October 04, 2007


Caption: Sometimes these guys get on each other's nerves.

The guiding thread through this week's Goat Rope is social conflict and how it works. You'll also find links and comments about current events. If this is your first visit, please click on earlier posts.

It has long been observed that there's a fine line between love and hate and that sometimes people have some of both kinds of feelings for people they are close to. Freud called it ambivalence. As he wrote in Group Psychology and the Analysis of the Ego,

Almost every intimate emotional relation between two people which lasts for some time--marriage, friendship, the relations between parents and children--leaves a sediment of feeling of aversion and hostility, which have first to be eliminated by repression. This is less disguised in the common wrangles between business partners or in the grumbles of a subordinate at his superior. The same thing happens when men come together in large units. Every time two families become connected by marriage, each of them thinks itself superior to or of better birth than the other. Of two neighboring towns, each is the other's most jealous rival.

The closer the relationship, the more occasions for conflicts of interest and often the more intense the conflicts. As Coser said,

Closely knit groups in which there exists a high frequency of interaction and high personality involvement of the members have a tendency to suppress conflict. While they provide frequent occasions for hostility (since both sentiments of love and hatred are intensified through frequency of interaction), the acting out of such feelings is sensed as a danger to such intimate relationships, and hence there is a tendency to suppress rather than allow the expression of hostile feelings. In close-knit groups, the feelings of hostility tend, therefor, to accumulate and hence to intensify.
If conflict does break out in such a group,

it will be particularly intense for two reasons: First, because the conflict does not merely aim at resolving the immediate issue which led to its outbreak; all accumulated grievances which were denied expression previously are apt to emerge at this occasion. Second, because the total personality involvement of the group members makes for mobilization of all sentiments in the conduct of the struggle.

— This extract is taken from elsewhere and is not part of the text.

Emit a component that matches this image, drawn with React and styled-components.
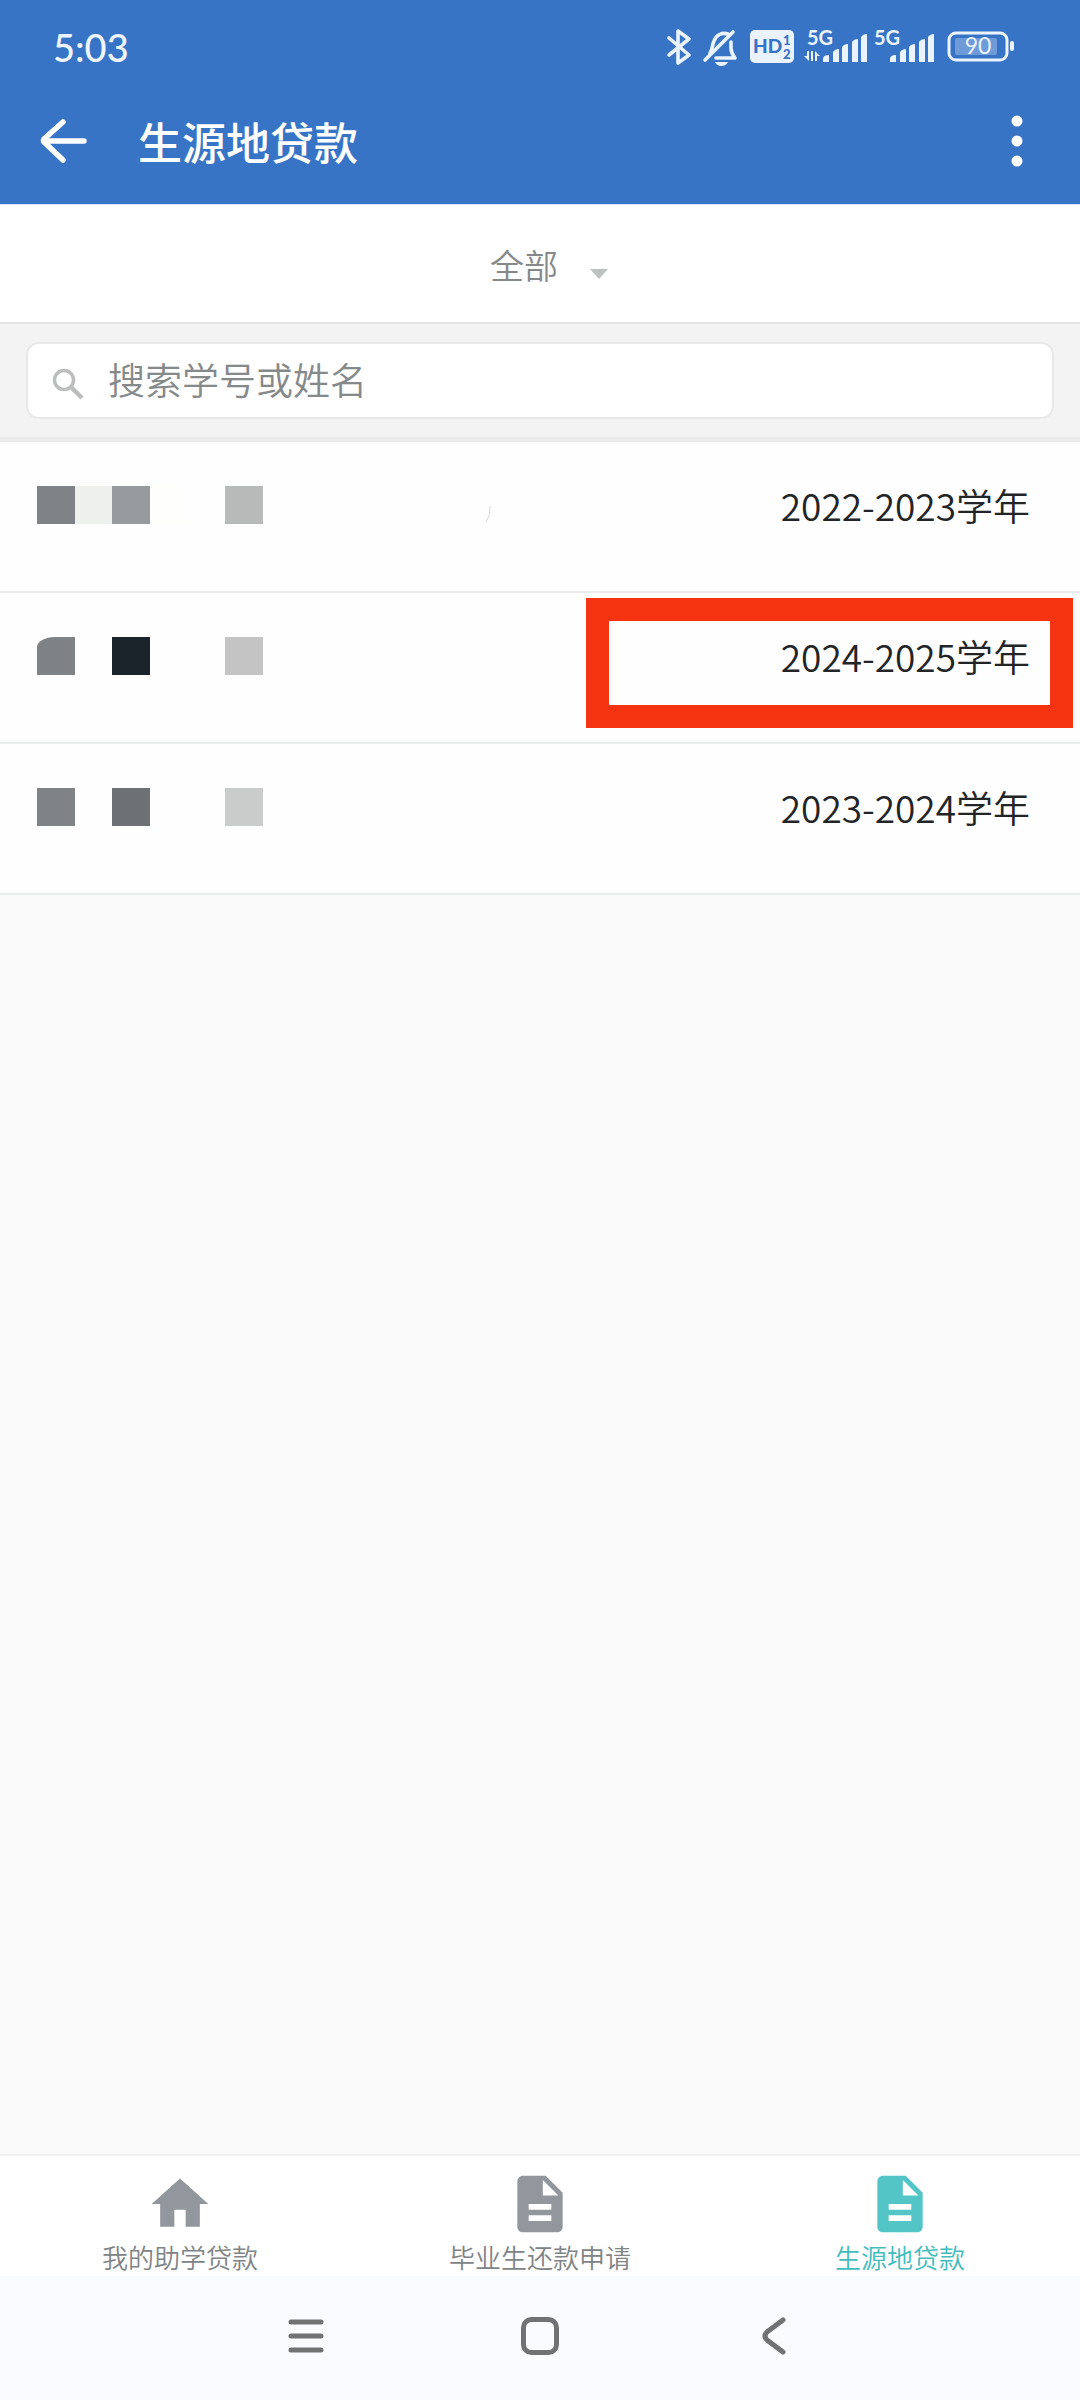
import React from 'react';
import styled, { createGlobalStyle } from 'styled-components';

const GlobalStyle = createGlobalStyle`
  * {
    box-sizing: border-box;
  }

  body {
    margin: 0;
    background-color: #f9f9f9;
    font-family: "Noto Sans CJK SC", sans-serif;
    color: #222426;
  }

  button, input, select {
    font-family: inherit;
    border: 0;
    padding: 0;
    background: none;
  }
`;

const Page = styled.div`
  display: flex;
  flex-direction: column;
  min-height: 100vh;
`;

const Header = styled.header`
  height: 204px;
  background-color: #3874c6;
  color: #fff;
`;

const StatusBar = styled.div`
  display: flex;
  align-items: center;
  justify-content: space-between;
  height: 94px;
  padding: 0 63px 0 53px;
`;

const Time = styled.span`
  font-family: Lato, sans-serif;
  font-size: 38px;
  line-height: 48px;
  font-weight: 500;
  color: #eef5ff;
`;

const TitleBar = styled.div`
  display: flex;
  align-items: center;
  height: 94px;
  padding: 0 36px;
`;

const IconButton = styled.button`
  display: flex;
  align-items: center;
  justify-content: center;
  width: 54px;
  height: 60px;
  color: inherit;
`;

const Title = styled.h1`
  flex: 1;
  margin: 0 0 0 48px;
  font-size: 44px;
  line-height: 60px;
  font-weight: 500;
`;

const FilterBar = styled.div`
  display: flex;
  align-items: center;
  justify-content: center;
  height: 120px;
  padding: 2px 0 0 18px;
  background-color: #fff;
  border-top: 1px solid #dce9fa;
  border-bottom: 2px solid #e5e5e5;
`;

const FilterSelect = styled.select`
  appearance: none;
  width: 100px;
  height: 60px;
  font-size: 34px;
  font-weight: 350;
  color: #85898a;
`;

const Caret = styled.span`
  margin-top: 18px;
  border: 9px solid transparent;
  border-top: 10px solid #bfc0c0;
  border-bottom: 0;
  pointer-events: none;
`;

const SearchBar = styled.div`
  padding: 18px 26px;
  background-color: #f3f3f3;
  border-bottom: 5px solid #eaeaea;
`;

const SearchField = styled.label`
  display: flex;
  align-items: center;
  gap: 24px;
  height: 77px;
  padding: 0 24px 4px;
  background-color: #fff;
  border: 2px solid #e8e8e8;
  border-radius: 13px;

  svg {
    flex: none;
    margin-top: 10px;
  }
`;

const SearchInput = styled.input`
  flex: 1;
  min-width: 0;
  height: 60px;
  font-size: 37px;
  font-weight: 350;
  color: #222426;
  outline: none;

  &::placeholder {
    color: #85898a;
    opacity: 1;
  }
`;

const List = styled.ul`
  flex: 1;
  margin: 0;
  padding: 0;
  list-style: none;
`;

const Row = styled.li`
  position: relative;
  display: flex;
  align-items: flex-start;
  height: 151px;
  padding: 36px 50px 0 37px;
  background-color: #fefefe;
  border-bottom: 2px solid #ebecec;
`;

const Mosaic = styled.div`
  display: grid;
  grid-template-columns: repeat(6, 1fr);
  width: 226px;
  height: 38px;
  margin-top: 8px;
`;

const Tile = styled.span`
  background-color: ${props => props.$color || 'transparent'};
  border-top-left-radius: ${props => (props.$clipped ? '18px 10px' : '0')};
`;

const Smudge = styled.svg`
  margin: 24px 0 0 221px;
`;

const Year = styled.span`
  margin-left: auto;
  font-size: 37px;
  line-height: 54px;
  font-weight: 350;
`;

const Marker = styled.div`
  position: absolute;
  top: 5px;
  right: 7px;
  width: 487px;
  height: 130px;
  border: 23px solid #f53311;
`;

const TabBar = styled.nav`
  display: grid;
  grid-template-columns: repeat(3, 1fr);
  height: 122px;
  background-color: #fff;
  border-top: 2px solid #f0f0f0;
`;

const Tab = styled.a`
  display: flex;
  flex-direction: column;
  align-items: center;
  padding-top: 14px;
  font-size: 26px;
  line-height: 38px;
  font-weight: 350;
  text-decoration: none;
  color: ${props => (props.$active ? '#43bcbd' : '#808486')};

  svg {
    flex: none;
    width: 68px;
    height: 68px;
    fill: ${props => (props.$active ? '#54c5c6' : '#92969d')};
  }
`;

const SystemNav = styled.div`
  display: flex;
  align-items: center;
  justify-content: center;
  height: 124px;
  padding-bottom: 4px;
  background-color: #fafbfe;
`;

const SystemButton = styled.button`
  display: flex;
  align-items: center;
  justify-content: center;
  width: 234px;
  height: 72px;
  color: #717273;
`;

const HOME = 'M10 20v-6h4v6h5v-8h3L12 3 2 12h3v8z';
const DOC = 'M14 2H6c-1.1 0-1.99.9-1.99 2L4 20c0 1.1.89 2 1.99 2H18c1.1 0 2-.9 2-2V8l-6-6zm2 16H8v-2h8v2zm0-4H8v-2h8v2zm-3-5V3.5L18.5 9H13z';

const records = [
  {
    year: '2022-2023学年',
    tiles: ['#7f8387', '#eef0ed', '#979b9e', '#fefefc', null, '#b8bab9'],
    smudge: true,
  },
  {
    year: '2024-2025学年',
    tiles: ['#7f8285', null, '#1b242a', null, null, '#c3c4c3'],
    clipped: true,
    marked: true,
  },
  {
    year: '2023-2024学年',
    tiles: ['#7f8386', null, '#6d7173', null, null, '#cacccb'],
  },
];

const tabs = [
  { label: '我的助学贷款', icon: HOME },
  { label: '毕业生还款申请', icon: DOC },
  { label: '生源地贷款', icon: DOC, active: true },
];

const Bars = ({ x }) => (
  <g transform={`translate(${x} 0)`}>
    <path d="M0 39v-3q0-4 6-4v7zM10 39V29q2-3 6-3v13zM19 39V24q2-3 6-3v18zM29 39V19q2-3 6-3v23zM38 39V14q2-3 6-3v28z" />
  </g>
);

const StatusIcons = () => (
  <svg width="352" height="48" viewBox="0 0 352 48" fill="#eaf3ff" fontFamily="Lato, sans-serif">
    <g fill="none" stroke="#eaf3ff" strokeWidth="3.6" strokeLinecap="round" strokeLinejoin="round">
      <path d="M4 15l20 17-11 8V8l11 8L4 32" />
      <path d="M40 37L68 9M45 30c3-4 2-8 4-12 2-6 8-9 14-7M66 19v6q0 5 4 10H51" />
    </g>
    <path d="M50 39h13q-2 4-6.500 4T50 39z" />
    <rect x="85" y="7" width="44" height="33" rx="5" />
    <g fill="#3874c6" fontWeight="900">
      <text x="88" y="30" fontSize="19">HD</text>
      <text x="118" y="22" fontSize="13">1</text>
      <text x="118" y="36" fontSize="13">2</text>
    </g>
    <text x="142" y="22" fontSize="20" fontWeight="700">5G</text>
    <path d="M144 28v10l-5-5h3v-5zM146 28h2v10h-2zM150 28l5 5h-3v5h-2z" />
    <Bars x={158} />
    <text x="209" y="22" fontSize="20" fontWeight="700">5G</text>
    <Bars x={225} />
    <rect x="284" y="10" width="58" height="27" rx="7" fill="none" stroke="#eaf3ff" strokeWidth="3" />
    <rect x="290" y="15" width="42" height="17" rx="2" opacity="0.3" />
    <rect x="345" y="18" width="4" height="10" rx="2" />
    <text x="313" y="31" fontSize="23" textAnchor="middle">90</text>
  </svg>
);

const App = () => {
  const [keyword, setKeyword] = React.useState('');

  return (
    <Page>
      <GlobalStyle />
      <Header>
        <StatusBar>
          <Time>5:03</Time>
          <StatusIcons />
        </StatusBar>
        <TitleBar>
          <IconButton aria-label="返回">
            <svg width="48" height="44" viewBox="0 0 48 44" fill="none" stroke="currentColor" strokeWidth="5.5" strokeLinecap="round" strokeLinejoin="round">
              <path d="M24 3L5 20q-1 2 0 3l19 18M5 22h40" />
            </svg>
          </IconButton>
          <Title>生源地贷款</Title>
          <IconButton aria-label="更多">
            <svg width="12" height="52" viewBox="0 0 12 52" fill="currentColor">
              <circle cx="6" cy="6" r="5.500" />
              <circle cx="6" cy="26" r="5.500" />
              <circle cx="6" cy="46" r="5.500" />
            </svg>
          </IconButton>
        </TitleBar>
      </Header>

      <FilterBar>
        <FilterSelect aria-label="筛选">
          <option>全部</option>
        </FilterSelect>
        <Caret />
      </FilterBar>

      <SearchBar>
        <SearchField>
          <svg width="32" height="32" viewBox="0 0 32 32" fill="none" stroke="#bcbebe">
            <circle cx="12" cy="12" r="9.500" strokeWidth="3.500" />
            <path d="M19 19l11 11" strokeWidth="4.500" />
          </svg>
          <SearchInput
            aria-label="搜索"
            placeholder="搜索学号或姓名"
            value={keyword}
            onChange={e => setKeyword(e.target.value)}
          />
        </SearchField>
      </SearchBar>

      <List>
        {records.map(record => (
          <Row key={record.year}>
            <Mosaic>
              {record.tiles.map((color, i) => (
                <Tile key={i} $color={color} $clipped={record.clipped && i === 0} />
              ))}
            </Mosaic>
            {record.smudge && (
              <Smudge width="8" height="22" viewBox="0 0 8 22" fill="none" stroke="#d5d6d6">
                <path d="M6 4q1 9-4 16" />
              </Smudge>
            )}
            <Year>{record.year}</Year>
            {record.marked && <Marker />}
          </Row>
        ))}
      </List>

      <TabBar>
        {tabs.map(tab => (
          <Tab key={tab.label} href="#" $active={tab.active}>
            <svg viewBox="0 0 24 24">
              <path d={tab.icon} />
            </svg>
            {tab.label}
          </Tab>
        ))}
      </TabBar>

      <SystemNav>
        <SystemButton aria-label="菜单">
          <svg width="36" height="36" viewBox="0 0 36 36" stroke="currentColor" strokeWidth="5" strokeLinecap="round">
            <path d="M3 4h30M3 18h30M3 32h30" />
          </svg>
        </SystemButton>
        <SystemButton aria-label="主页">
          <svg width="38" height="38" viewBox="0 0 38 38" fill="none" stroke="currentColor" strokeWidth="5">
            <rect x="2.500" y="2.500" width="33" height="33" rx="8" />
          </svg>
        </SystemButton>
        <SystemButton aria-label="后退">
          <svg width="24" height="38" viewBox="0 0 24 38" fill="none" stroke="currentColor" strokeWidth="5" strokeLinecap="round">
            <path d="M21 3L5 15q-4 4 0 8l16 12" />
          </svg>
        </SystemButton>
      </SystemNav>
    </Page>
  );
};

export default App;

Speaking of love and hate, one interesting feature of conflict between groups is that it can, with time, bring the opposing parties closer together.

SHAME ON PRESIDENT BUSH for vetoing expansion of the Children's Health Insurance Program. In his statement on the subject, the president spoke of the dangers of a federalized health care system. Last I heard, he enjoys federal health care benefits. Yesterday, El Cabrero participated in a press conference protesting that decision. Here's the Gazette coverage.

All of WV's congressional delegation supported CHIP. Gov. Manchin issued a statement that said in part: “I have joined with other states in writing to the president to urge him to sign this legislation into law, and am disappointed in his decision to use his veto power."

NO U.S. TORTURE POLICY 'ROUND HERE. Just the same thing with a different name.

MORE ON THE LOGAN COUNTY VIGIL in support of Megan Williams can be found here.

IMAGE PROBLEM. According to this interesting item from Time, some Christians are giving Christianity a bad name. That problem has been around a while...

IF I'M READING THIS RIGHT, Massey Energy is suing two law firms that represented them and lost. So like...what will happen if the guys filing this one lose?